Empresas sem interesses diretos no café ("non-traders", fundos, especuladores) participam hoje com 20% a 40% dos contratos abertos nas Bolsas internacionais. Nos produtos moles ("soft commodities") chegam a 50%. Nos metais preciosos a porcentagem é ainda maior. Um "non-trader" pode dar ordens a corretores sem nenhuma relação direta com a produção ou o consumo. Existem mais de 400 mil contratos abertos de opções de café no Brasil com características financeiras. A cada safra, os Rothfos, a EDF Man, Cargill, os Arons e os Bozzos compram individualmente de 3,5 milhões a 9 milhões de sacas. O grupo Kraft, Nestlé, Jacobs e Procter & Gamble já torrou 40% do consumo mundial.
Dizem os operadores: "quando, portanto, o Brasil decide reter 400 mil sacas, trata-se de uma gota d'água". Não se deve esperar daí mais do que um papel de gatilho que pode servir para reaglutinar lideranças e "fomentar uma base brasileira de formação de preços para o café, o açúcar, a energia e outras commodities." Essas áreas deveriam investir em profissionais e sistemas qualificados para navegar nas ondas gigantescas dos "swaps", contratos futuros e derivativos em geral.
Um papel importante nesse contexto cabe os Fundos de Commodities (FCs). Criados no Brasil há pouco mais de um ano, os FCs têm US$ 8 bilhões e US$ 600 milhões em carteira. Os FCs são obrigados a aplicar um percentual mínimo em futuros agrícolas, mas a velocidade de seu crescimento atropelou muitos gerentes que só conheciam cereais pelo café da manhã.

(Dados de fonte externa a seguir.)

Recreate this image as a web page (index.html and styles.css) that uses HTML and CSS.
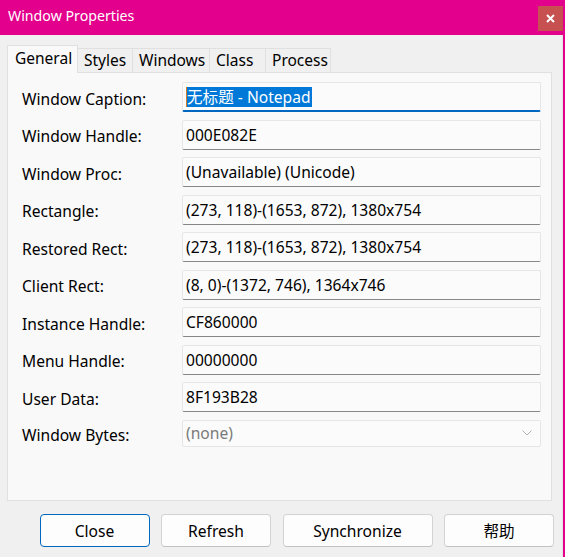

Com tempo e especialização, os fundos podem operar papéis "securitizados" ou lastreados em estoques. O motivo é singelo: instrumentos como "warrants", certificados de mercadoria e outros substituem títulos públicos que "apodrecem" ns porfólios. E mais: vão reduzir os gastos do governo com estocagem. Isso para não falar no levante da ética contra a fome, um estímulo importante para que os bancos resistam ao financiamento eterno de déficits públicos. O resto corre por conta do aumento da produtividade na lavoura.